Front-end source files:
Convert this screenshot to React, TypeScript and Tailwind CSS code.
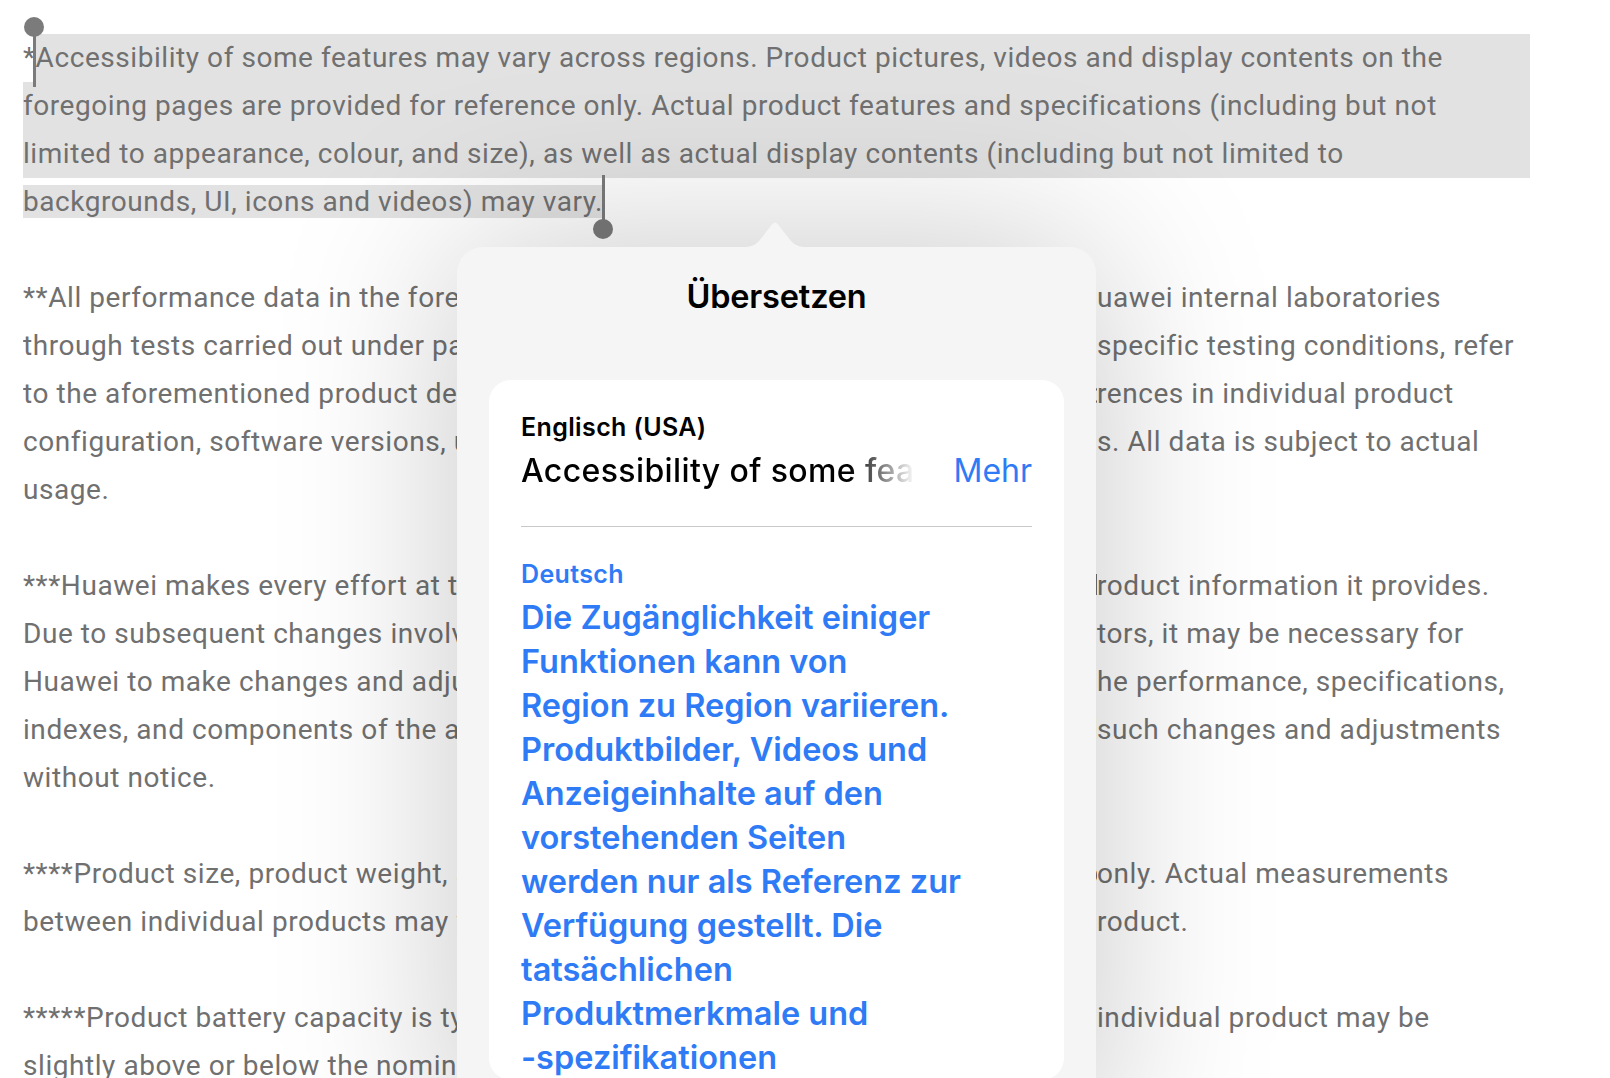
import React from 'react';

interface BgLineProps {
  head: string;
  tail?: string;
}

// one line of the disclaimer; the tail is what peeks out right of the popover
function BgLine({ head, tail }: BgLineProps) {
  if (!tail) {
    return <div className="whitespace-nowrap">{head}</div>;
  }
  return (
    <div className="grid grid-cols-[1074px_auto] whitespace-nowrap">
      <span className="overflow-hidden">{head}</span>
      <span>{tail}</span>
    </div>
  );
}

const paragraphs: BgLineProps[][] = [
  [
    {
      head: '**All performance data in the foregoing pages are theoretical values obtained from H',
      tail: 'uawei internal laboratories',
    },
    {
      head: 'through tests carried out under particular conditions. For more information on the ',
      tail: 'specific testing conditions, refer',
    },
    {
      head: 'to the aforementioned product details. The actual performance may vary owing to diffe',
      tail: 'rences in individual product',
    },
    {
      head: 'configuration, software versions, usage conditions and environmental factor',
      tail: 's. All data is subject to actual',
    },
    { head: 'usage.' },
  ],
  [
    {
      head: '***Huawei makes every effort at the time of publication to ensure the accuracy of the p',
      tail: 'roduct information it provides.',
    },
    {
      head: 'Due to subsequent changes involving product batches, production and supply fac',
      tail: 'tors, it may be necessary for',
    },
    {
      head: 'Huawei to make changes and adjustments to the text descriptions, images, and t',
      tail: 'he performance, specifications,',
    },
    {
      head: 'indexes, and components of the above-mentioned product. Huawei reserves the right to make ',
      tail: 'such changes and adjustments',
    },
    { head: 'without notice.' },
  ],
  [
    {
      head: '****Product size, product weight, and related specifications are theoretical values for reference ',
      tail: 'only. Actual measurements',
    },
    {
      head: 'between individual products may vary. Please refer to the actual p',
      tail: 'roduct.',
    },
  ],
  [
    {
      head: '*****Product battery capacity is typical value. The actual capacity of each ',
      tail: 'individual product may be',
    },
    { head: 'slightly above or below the nominal value.' },
  ],
];

const germanLines = [
  'Die Zugänglichkeit einiger',
  'Funktionen kann von',
  'Region zu Region variieren.',
  'Produktbilder, Videos und',
  'Anzeigeinhalte auf den',
  'vorstehenden Seiten',
  'werden nur als Referenz zur',
  'Verfügung gestellt. Die',
  'tatsächlichen',
  'Produktmerkmale und',
  '-spezifikationen',
];

function SelectionHandle({ top }: { top: boolean }) {
  return (
    <div className="flex flex-col items-center">
      {top && <div className="h-[20px] w-[20px] rounded-full bg-[#7b7b7b]" />}
      <div className={`w-[3px] bg-[#7b7b7b] ${top ? '-mt-[6px] h-[56px]' : 'h-[50px] -mb-[6px]'}`} />
      {!top && <div className="h-[20px] w-[20px] rounded-full bg-[#7b7b7b]" />}
    </div>
  );
}

function TranslatePopover() {
  return (
    <div className="absolute left-[457px] top-[219px] w-[639px]">
      <div className="flex justify-start pl-[286px]">
        <svg width="64" height="28" viewBox="0 0 64 28" className="block">
          <path
            d="M0 28 C8 28 12 26 16 22 L29 5.5 Q32 1.5 35 5.5 L48 22 C52 26 56 28 64 28 Z"
            fill="#f5f5f5"
          />
        </svg>
      </div>
      <div className="h-[900px] rounded-[26px] bg-[#f5f5f5] px-[32px] pt-[30px] font-['Inter','Roboto',sans-serif] shadow-[0_0_180px_rgba(0,0,0,0.22)]">
        <h2 className="text-center text-[32.5px] leading-[40px] font-semibold text-black tracking-[-0.005em]">
          Übersetzen
        </h2>
        <div className="mt-[63px] rounded-[22px] bg-white px-[32px] pt-[32px]">
          <div className="text-[25px] leading-[30px] font-semibold text-black tracking-[0.015em]">
            Englisch (USA)
          </div>
          <div className="mt-[9px] flex items-center gap-[40px]">
            <div className="min-w-0 flex-1 overflow-hidden whitespace-nowrap bg-[linear-gradient(to_right,#000_calc(100%-64px),rgba(0,0,0,0.03)_100%)] bg-clip-text text-[32px] leading-[40px] font-medium tracking-[0.012em] text-transparent">
              Accessibility of some features may vary across regions.
            </div>
            <button className="text-[32px] leading-[40px] text-[#2f7bf5]">Mehr</button>
          </div>
          <div className="mt-[35px] h-px bg-[#c9c9c9]" />
          <div className="mt-[32px] text-[25px] leading-[30px] font-semibold text-[#2f7bf5] tracking-[0.015em]">
            Deutsch
          </div>
          <div className="mt-[7px] text-[32.5px] leading-[44px] font-semibold text-[#2f7bf5]">
            {germanLines.map((line) => (
              <div key={line} className="whitespace-nowrap">
                {line}
              </div>
            ))}
          </div>
        </div>
      </div>
    </div>
  );
}

export default function App() {
  return (
    <div className="relative h-[1078px] overflow-hidden bg-white">
      <div className="pl-[23px] pt-[34px] font-['Roboto',sans-serif] text-[28px] leading-[48px] tracking-[0.02em] text-[#707070]">
        {/* selected paragraph */}
        <div className="w-[1507px]">
          <div className="bg-[linear-gradient(to_right,transparent_12px,#e2e2e2_12px)] whitespace-nowrap">
            *Accessibility of some features may vary across regions. Product pictures, videos and display contents on the
          </div>
          <div className="whitespace-nowrap bg-[#e2e2e2]">
            foregoing pages are provided for reference only. Actual product features and specifications (including but not
          </div>
          <div className="whitespace-nowrap bg-[#e2e2e2]">
            limited to appearance, colour, and size), as well as actual display contents (including but not limited to
          </div>
          <div className="whitespace-nowrap">
            <span className="bg-[#e2e2e2] pr-[2px]">backgrounds, UI, icons and videos) may vary.</span>
          </div>
        </div>

        {paragraphs.map((lines, i) => (
          <div key={i} className="mt-[48px]">
            {lines.map((line) => (
              <BgLine key={line.head} {...line} />
            ))}
          </div>
        ))}
      </div>

      <div className="absolute left-[24px] top-[17px]">
        <SelectionHandle top />
      </div>
      <div className="absolute left-[593px] top-[175px]">
        <SelectionHandle top={false} />
      </div>

      <TranslatePopover />
    </div>
  );
}
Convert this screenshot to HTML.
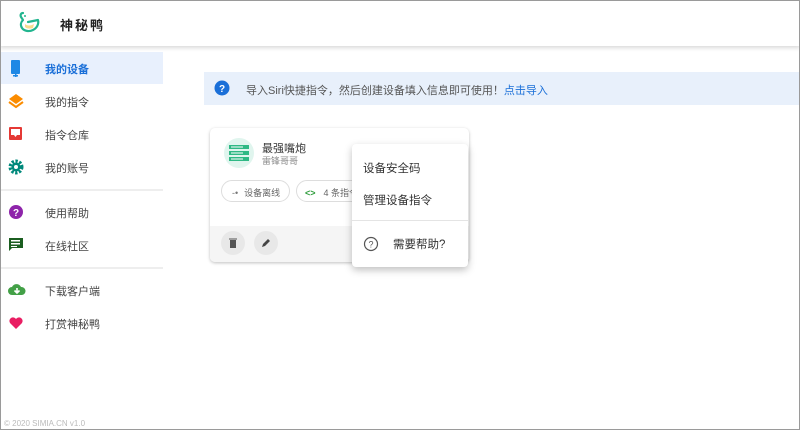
<!DOCTYPE html>
<html><head><meta charset="utf-8"><style>
*{margin:0;padding:0;box-sizing:border-box}
body{width:800px;height:426px;overflow:hidden;background:#fff;font-family:"Liberation Sans","Noto Sans CJK SC",sans-serif;position:relative}
.bd{position:absolute;left:0;top:0;width:800px;height:430px;border:1px solid #9a9a9a;z-index:10;pointer-events:none}
.hdr{position:absolute;left:0;top:0;width:800px;height:46px;background:#fff;box-shadow:0 2px 4px rgba(0,0,0,.15);z-index:2}
.hdr .t{position:absolute;left:60px;top:15px;font-size:13px;font-weight:bold;color:#222;letter-spacing:2px}
.side{position:absolute;left:0;top:46px;width:163px}
.it{position:absolute;left:0;width:163px;height:32px;font-size:11px;color:#444}
.it span{position:absolute;left:45px;top:9px}
.it svg{position:absolute;left:8px;top:8px}
.act{background:#e8f0fd}
.act span{color:#1a6fd8;font-weight:bold}
.div{position:absolute;left:0;width:163px;height:2px;background:#eee}
.ban{position:absolute;left:204px;top:72px;width:596px;height:33px;background:#e8f0fb;font-size:11px;color:#555}
.ban span{position:absolute;left:42px;top:10px}
.card{position:absolute;left:210px;top:128px;width:259px;height:134px;border-radius:5px;box-shadow:0 1px 3px rgba(0,0,0,.25);background:#fff;overflow:hidden}
.foot{position:absolute;left:0;bottom:0;width:100%;height:36px;background:#f5f5f5}
.chip{position:absolute;top:52px;height:22px;border:1px solid #ddd;border-radius:11px;font-size:9px;color:#666;padding:5px 0 0 0}
.rb{position:absolute;top:103px;width:24px;height:24px;border-radius:50%;background:#e8e8e8}
.menu{position:absolute;left:352px;top:144px;width:116px;height:123px;background:#fff;border-radius:4px;box-shadow:0 3px 8px rgba(0,0,0,.25);font-size:11.5px;color:#333;z-index:3}
</style></head><body>
<div class="bd"></div>
<div class="hdr">
<svg width="28" height="26" viewBox="0 0 28 26" style="position:absolute;left:16px;top:10px"><path d="M7 3c-2 0-3 2-2 4l2 3c-2 2-3 5-1 8 2 3 7 4 11 2 4-2 6-6 5-10l-10 2" fill="none" stroke="#22b58f" stroke-width="2.2" stroke-linecap="round" stroke-linejoin="round"/><path d="M9 14c2 2 6 2 9 0l-1 4c-3 1-6 1-8-1z" fill="#f6dc8e"/><circle cx="9" cy="6" r="1" fill="#22b58f"/></svg>
<div class="t">神秘鸭</div></div>
<div class="side">
<div class="it act" style="top:6px"><svg width="16" height="18"><rect x="3" y="0" width="9" height="14" rx="1" fill="#1e88e5"/><rect x="5" y="15" width="5" height="1.5" fill="#1e88e5"/><rect x="7" y="14" width="1.5" height="3" fill="#1e88e5"/></svg><span>我的设备</span></div>
<div class="it" style="top:39px"><svg width="16" height="16"><path d="M8 1l7 5-7 5-7-5z" fill="#fb8c00"/><path d="M1 9l7 5 7-5" fill="none" stroke="#fb8c00" stroke-width="2"/></svg><span>我的指令</span></div>
<div class="it" style="top:72px"><svg width="16" height="16"><rect x="1" y="1" width="13" height="13" rx="1" fill="#e53935"/><path d="M3 3h9v6h-3l-1.5 2L6 9H3z" fill="#fff"/></svg><span>指令仓库</span></div>
<div class="it" style="top:105px"><svg width="16" height="16"><circle cx="8" cy="8" r="5.5" fill="none" stroke="#00897b" stroke-width="4" stroke-dasharray="2.2 1.4"/><circle cx="8" cy="8" r="4.5" fill="#00897b"/><circle cx="8" cy="8" r="2" fill="#fff"/></svg><span>我的账号</span></div>
<div class="div" style="top:143px"></div>
<div class="it" style="top:150px"><svg width="16" height="16"><circle cx="8" cy="8" r="7" fill="#8e24aa"/><text x="8" y="12" font-size="10" font-weight="bold" fill="#fff" text-anchor="middle" font-family="Liberation Sans">?</text></svg><span>使用帮助</span></div>
<div class="it" style="top:183px"><svg width="16" height="16"><path d="M1 1h14v10H4l-3 3z" fill="#1b5e20"/><rect x="3" y="3" width="9" height="1.5" fill="#fff"/><rect x="3" y="6" width="9" height="1.5" fill="#fff"/><rect x="3" y="9" width="6" height="1" fill="#fff"/></svg><span>在线社区</span></div>
<div class="div" style="top:221px"></div>
<div class="it" style="top:228px"><svg width="18" height="16"><path d="M4 13a4 4 0 0 1 0-8 5 5 0 0 1 9 0 4 4 0 0 1 1 8z" fill="#43a047"/><path d="M9 6v5M6.5 8.5L9 11l2.5-2.5" stroke="#fff" stroke-width="1.6" fill="none"/></svg><span>下载客户端</span></div>
<div class="it" style="top:261px"><svg width="16" height="16"><path d="M8 14L2 8a3.5 3.5 0 0 1 6-4 3.5 3.5 0 0 1 6 4z" fill="#e91e63"/></svg><span>打赏神秘鸭</span></div>
</div>
<div style="position:absolute;left:4px;top:419px;font-size:8px;color:#bbb">© 2020 SIMIA.CN v1.0</div>
<div class="ban"><svg width="16" height="16" style="position:absolute;left:10px;top:8px"><circle cx="8" cy="8" r="7.5" fill="#1a6fd8"/><text x="8" y="12" font-size="10" font-weight="bold" fill="#fff" text-anchor="middle" font-family="Liberation Sans">?</text></svg><span>导入Siri快捷指令，然后创建设备填入信息即可使用！<b style="color:#1a6fd8;font-weight:normal">点击导入</b></span></div>
<div class="card">
<div style="position:absolute;left:14px;top:10px;width:30px;height:30px;border-radius:50%;background:#e0f5ee"></div>
<svg width="20" height="18" style="position:absolute;left:19px;top:16px"><rect x="0" y="1" width="20" height="4" fill="#2fb985"/><rect x="0" y="7" width="20" height="4" fill="#2fb985"/><rect x="0" y="13" width="20" height="4" fill="#2fb985"/><rect x="2" y="2.5" width="12" height="1" fill="#fff"/><rect x="2" y="8.5" width="12" height="1" fill="#fff"/><rect x="2" y="14.5" width="12" height="1" fill="#fff"/></svg>
<div style="position:absolute;left:52px;top:12px;font-size:11px;color:#333">最强嘴炮</div>
<div style="position:absolute;left:52px;top:26px;font-size:9px;color:#888">雷锋哥哥</div>
<div class="chip" style="left:11px;width:69px"><span style="margin-left:10px;color:#777">-•</span><span style="margin-left:6px">设备离线</span></div>
<div class="chip" style="left:86px;width:80px"><span style="margin-left:8px;color:#2e9c3c;font-weight:bold">&lt;&gt;</span><span style="margin-left:8px">4 条指令</span></div>
<div class="foot"></div>
<div class="rb" style="left:11px"><svg width="24" height="24"><rect x="9" y="9" width="6" height="8" fill="#555"/><rect x="8" y="7.5" width="8" height="1" fill="#555"/></svg></div>
<div class="rb" style="left:44px"><svg width="24" height="24"><path d="M8 16l1-3 5-5 2 2-5 5z" fill="#444"/></svg></div>
</div>
<div class="menu">
<div style="position:absolute;left:11px;top:16px">设备安全码</div>
<div style="position:absolute;left:11px;top:48px">管理设备指令</div>
<div style="position:absolute;left:0;top:76px;width:116px;height:1px;background:#e4e4e4"></div>
<svg width="16" height="16" style="position:absolute;left:11px;top:92px"><circle cx="8" cy="8" r="6.5" fill="none" stroke="#555" stroke-width="1.2"/><text x="8" y="11.5" font-size="9" fill="#555" text-anchor="middle" font-family="Liberation Sans">?</text></svg>
<div style="position:absolute;left:41px;top:92px">需要帮助?</div>
</div>
</body></html>
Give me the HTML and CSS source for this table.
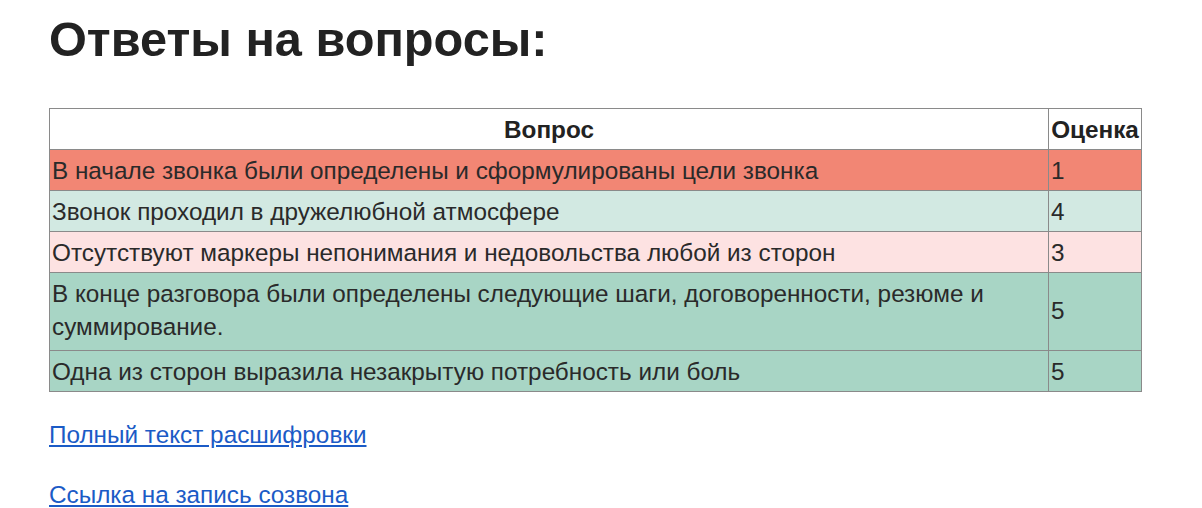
FILE: index.html
```html
<!DOCTYPE html>
<html lang="ru">
<head>
<meta charset="utf-8">
<link rel="stylesheet" href="styles.css">
</head>
<body>
<main class="page">
  <h1 class="title">Ответы на вопросы:</h1>
  <table class="answers">
    <thead>
      <tr>
        <th class="col-q">Вопрос</th>
        <th class="col-s">Оценка</th>
      </tr>
    </thead>
    <tbody>
      <tr class="bad">
        <td>В начале звонка были определены и сформулированы цели звонка</td>
        <td>1</td>
      </tr>
      <tr class="good-light">
        <td>Звонок проходил в дружелюбной атмосфере</td>
        <td>4</td>
      </tr>
      <tr class="bad-light">
        <td>Отсутствуют маркеры непонимания и недовольства любой из сторон</td>
        <td>3</td>
      </tr>
      <tr class="good tall">
        <td>В конце разговора были определены следующие шаги, договоренности, резюме и суммирование.</td>
        <td>5</td>
      </tr>
      <tr class="good">
        <td>Одна из сторон выразила незакрытую потребность или боль</td>
        <td>5</td>
      </tr>
    </tbody>
  </table>
  <p class="link-line"><a href="#" class="link">Полный текст расшифровки</a></p>
  <p class="link-line"><a href="#" class="link">Ссылка на запись созвона</a></p>
</main>
</body>
</html>
```

FILE: styles.css
```css
html, body {
  margin: 0;
  padding: 0;
  background: #fff;
}

body {
  font-family: "Liberation Sans", Arial, sans-serif;
  color: #222;
}

.page {
  padding: 0 49px;
}

.title {
  font-size: 48.7px;
  font-weight: bold;
  line-height: 56px;
  margin: 11px 0 41px;
  color: #222;
}

.answers {
  width: 1093px;
  border-collapse: collapse;
  font-size: 24.3px;
  line-height: 33px;
}

.answers th,
.answers td {
  border: 1px solid #8a8a8a;
  padding: 4px 2px 3px 2px;
  vertical-align: middle;
}

.answers .tall td {
  padding-bottom: 7px;
}

.answers th {
  font-weight: bold;
  background: #fff;
  color: #222;
}

.answers td {
  text-align: left;
  color: #2a2a2a;
}

.col-s {
  width: 88px;
}

.bad { background: #f28674; }
.good-light { background: #d2e9e2; }
.bad-light { background: #fde2e2; }
.good { background: #a8d5c5; }

.link-line {
  margin: 27px 0 0;
  font-size: 24.3px;
  line-height: 32px;
}

.link-line + .link-line {
  margin-top: 28px;
}

.link {
  color: #1b5bc6;
  text-decoration: underline;
}
```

● Problem requirements
Give only the number of lines in the listing above that include the string "this".

● Worked solution
3